=== Written problem ===
Retype only what runs from the first line of the listing to the line holding "104, 43, 80];", both included. Do not retype the pictures.

=== Collected data ===
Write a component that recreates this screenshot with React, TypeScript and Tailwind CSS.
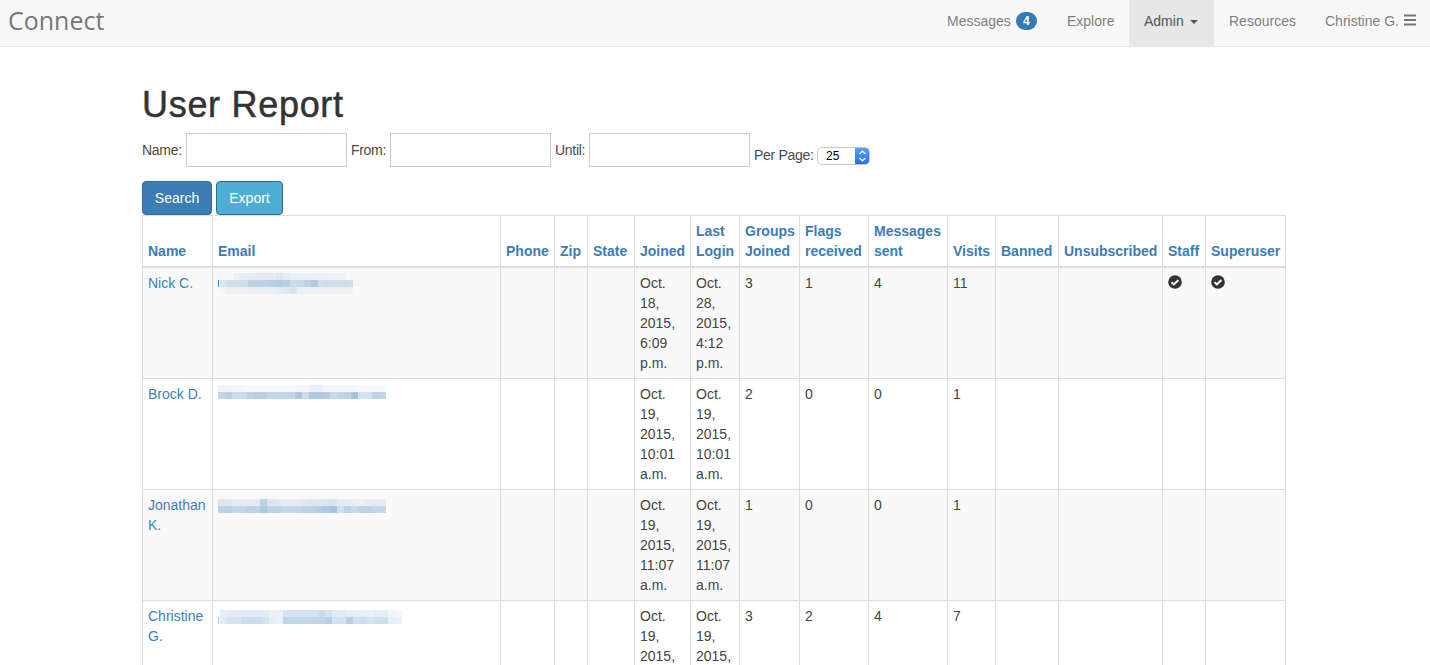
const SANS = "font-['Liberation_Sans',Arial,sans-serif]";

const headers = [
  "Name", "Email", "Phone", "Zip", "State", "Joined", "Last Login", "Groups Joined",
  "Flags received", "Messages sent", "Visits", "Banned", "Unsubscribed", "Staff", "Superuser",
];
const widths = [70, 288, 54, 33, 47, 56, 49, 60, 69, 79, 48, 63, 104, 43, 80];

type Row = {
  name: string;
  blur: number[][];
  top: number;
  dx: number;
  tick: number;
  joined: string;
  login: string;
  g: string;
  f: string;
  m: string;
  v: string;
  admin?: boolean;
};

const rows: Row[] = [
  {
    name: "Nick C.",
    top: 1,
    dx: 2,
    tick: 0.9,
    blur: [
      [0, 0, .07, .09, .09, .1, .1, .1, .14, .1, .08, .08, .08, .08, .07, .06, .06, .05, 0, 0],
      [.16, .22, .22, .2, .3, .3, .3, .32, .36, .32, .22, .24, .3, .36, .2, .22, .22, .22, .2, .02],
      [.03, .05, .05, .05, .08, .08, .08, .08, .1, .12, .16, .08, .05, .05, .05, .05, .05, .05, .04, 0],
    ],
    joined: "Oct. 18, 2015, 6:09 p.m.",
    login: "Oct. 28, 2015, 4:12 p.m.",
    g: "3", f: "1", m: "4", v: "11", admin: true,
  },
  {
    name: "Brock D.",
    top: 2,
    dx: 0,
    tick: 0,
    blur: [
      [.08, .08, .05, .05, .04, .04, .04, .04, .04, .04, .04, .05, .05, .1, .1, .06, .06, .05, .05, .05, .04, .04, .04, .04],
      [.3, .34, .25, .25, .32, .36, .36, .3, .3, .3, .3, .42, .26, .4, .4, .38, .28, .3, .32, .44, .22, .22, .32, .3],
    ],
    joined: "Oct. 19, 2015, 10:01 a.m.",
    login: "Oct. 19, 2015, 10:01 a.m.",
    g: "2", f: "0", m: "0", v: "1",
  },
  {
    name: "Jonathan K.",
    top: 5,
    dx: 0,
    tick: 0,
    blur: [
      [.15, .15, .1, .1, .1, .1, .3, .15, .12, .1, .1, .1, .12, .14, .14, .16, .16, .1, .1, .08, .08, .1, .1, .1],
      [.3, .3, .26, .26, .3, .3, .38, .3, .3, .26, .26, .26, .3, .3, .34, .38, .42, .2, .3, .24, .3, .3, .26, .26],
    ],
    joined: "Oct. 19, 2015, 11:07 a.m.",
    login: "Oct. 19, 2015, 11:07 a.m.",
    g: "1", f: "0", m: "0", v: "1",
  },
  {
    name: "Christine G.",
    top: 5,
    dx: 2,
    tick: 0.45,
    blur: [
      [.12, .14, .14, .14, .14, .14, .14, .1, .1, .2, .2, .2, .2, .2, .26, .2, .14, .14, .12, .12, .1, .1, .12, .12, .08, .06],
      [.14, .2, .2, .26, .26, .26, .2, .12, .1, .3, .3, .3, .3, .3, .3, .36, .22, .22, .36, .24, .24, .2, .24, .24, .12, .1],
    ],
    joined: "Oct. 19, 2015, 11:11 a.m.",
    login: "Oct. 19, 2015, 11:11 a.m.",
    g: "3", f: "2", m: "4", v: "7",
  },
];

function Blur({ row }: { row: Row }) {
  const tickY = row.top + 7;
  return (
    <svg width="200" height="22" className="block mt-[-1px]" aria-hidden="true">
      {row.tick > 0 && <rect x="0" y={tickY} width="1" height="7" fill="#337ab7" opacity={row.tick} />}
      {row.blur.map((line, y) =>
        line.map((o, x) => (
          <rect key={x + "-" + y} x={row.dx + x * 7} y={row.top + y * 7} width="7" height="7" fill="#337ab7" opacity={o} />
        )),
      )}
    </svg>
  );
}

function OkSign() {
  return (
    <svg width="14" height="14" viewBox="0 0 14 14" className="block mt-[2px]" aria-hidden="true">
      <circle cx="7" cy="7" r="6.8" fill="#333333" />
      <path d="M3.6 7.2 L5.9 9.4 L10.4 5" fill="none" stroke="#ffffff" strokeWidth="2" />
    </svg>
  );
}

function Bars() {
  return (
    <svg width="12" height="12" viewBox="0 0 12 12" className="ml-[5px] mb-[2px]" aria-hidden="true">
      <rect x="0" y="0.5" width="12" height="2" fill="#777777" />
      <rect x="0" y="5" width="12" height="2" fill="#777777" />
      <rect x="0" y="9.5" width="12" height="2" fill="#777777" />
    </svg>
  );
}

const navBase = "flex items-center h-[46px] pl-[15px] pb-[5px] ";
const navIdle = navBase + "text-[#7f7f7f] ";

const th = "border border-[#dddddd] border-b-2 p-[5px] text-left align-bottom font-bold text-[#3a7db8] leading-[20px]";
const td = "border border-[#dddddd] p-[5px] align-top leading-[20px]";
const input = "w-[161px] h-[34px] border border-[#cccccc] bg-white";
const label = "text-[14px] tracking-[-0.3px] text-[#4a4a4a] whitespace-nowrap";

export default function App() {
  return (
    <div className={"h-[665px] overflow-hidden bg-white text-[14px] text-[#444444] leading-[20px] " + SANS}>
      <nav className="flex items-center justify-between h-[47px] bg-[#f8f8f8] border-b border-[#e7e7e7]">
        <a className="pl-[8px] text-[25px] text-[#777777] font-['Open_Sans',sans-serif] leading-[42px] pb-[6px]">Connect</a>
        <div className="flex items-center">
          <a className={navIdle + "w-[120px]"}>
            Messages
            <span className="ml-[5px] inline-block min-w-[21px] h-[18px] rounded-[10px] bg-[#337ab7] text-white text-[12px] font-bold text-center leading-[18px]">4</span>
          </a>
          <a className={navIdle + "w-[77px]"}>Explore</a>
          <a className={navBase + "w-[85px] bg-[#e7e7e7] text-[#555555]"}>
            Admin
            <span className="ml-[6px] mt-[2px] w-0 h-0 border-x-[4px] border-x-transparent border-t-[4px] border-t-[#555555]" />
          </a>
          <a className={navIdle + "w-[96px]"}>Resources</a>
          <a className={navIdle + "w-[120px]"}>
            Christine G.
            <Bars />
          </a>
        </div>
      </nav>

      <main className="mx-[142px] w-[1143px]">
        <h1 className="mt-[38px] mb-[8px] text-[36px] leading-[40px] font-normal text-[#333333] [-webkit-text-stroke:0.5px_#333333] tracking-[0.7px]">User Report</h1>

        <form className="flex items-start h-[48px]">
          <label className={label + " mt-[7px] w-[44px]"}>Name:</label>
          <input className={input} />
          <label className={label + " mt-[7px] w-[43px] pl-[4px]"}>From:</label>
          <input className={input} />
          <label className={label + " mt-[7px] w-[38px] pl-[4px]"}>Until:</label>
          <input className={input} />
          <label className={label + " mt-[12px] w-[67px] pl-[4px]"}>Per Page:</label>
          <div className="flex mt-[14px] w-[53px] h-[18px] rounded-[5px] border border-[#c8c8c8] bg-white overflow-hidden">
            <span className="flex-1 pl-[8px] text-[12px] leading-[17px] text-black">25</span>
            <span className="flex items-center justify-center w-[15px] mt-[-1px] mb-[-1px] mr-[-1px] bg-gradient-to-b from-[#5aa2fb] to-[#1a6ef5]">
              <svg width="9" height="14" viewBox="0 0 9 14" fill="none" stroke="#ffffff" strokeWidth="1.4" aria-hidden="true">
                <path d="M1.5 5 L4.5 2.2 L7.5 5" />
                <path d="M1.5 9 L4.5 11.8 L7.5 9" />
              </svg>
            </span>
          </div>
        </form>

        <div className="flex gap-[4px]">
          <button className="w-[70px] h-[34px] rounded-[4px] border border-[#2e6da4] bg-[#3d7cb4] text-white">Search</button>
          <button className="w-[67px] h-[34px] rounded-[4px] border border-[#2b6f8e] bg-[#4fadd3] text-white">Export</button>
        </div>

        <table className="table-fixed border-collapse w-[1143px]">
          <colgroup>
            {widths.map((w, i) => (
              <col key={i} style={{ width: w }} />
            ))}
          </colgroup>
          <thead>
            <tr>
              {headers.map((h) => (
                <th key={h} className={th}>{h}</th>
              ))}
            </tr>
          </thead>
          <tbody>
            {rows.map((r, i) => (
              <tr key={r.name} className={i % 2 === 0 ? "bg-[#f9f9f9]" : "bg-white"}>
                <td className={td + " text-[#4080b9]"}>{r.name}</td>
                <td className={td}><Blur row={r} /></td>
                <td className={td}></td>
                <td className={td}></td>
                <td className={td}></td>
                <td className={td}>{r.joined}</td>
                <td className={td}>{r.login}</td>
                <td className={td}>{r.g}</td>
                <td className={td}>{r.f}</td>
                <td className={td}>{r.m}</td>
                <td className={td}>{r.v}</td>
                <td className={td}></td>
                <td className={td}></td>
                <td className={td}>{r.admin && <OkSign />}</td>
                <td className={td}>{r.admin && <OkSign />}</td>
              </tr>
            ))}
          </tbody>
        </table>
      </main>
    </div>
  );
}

=== Result ===
Write a component that recreates this screenshot with React, TypeScript and Tailwind CSS.
const SANS = "font-['Liberation_Sans',Arial,sans-serif]";

const headers = [
  "Name", "Email", "Phone", "Zip", "State", "Joined", "Last Login", "Groups Joined",
  "Flags received", "Messages sent", "Visits", "Banned", "Unsubscribed", "Staff", "Superuser",
];
const widths = [70, 288, 54, 33, 47, 56, 49, 60, 69, 79, 48, 63, 104, 43, 80];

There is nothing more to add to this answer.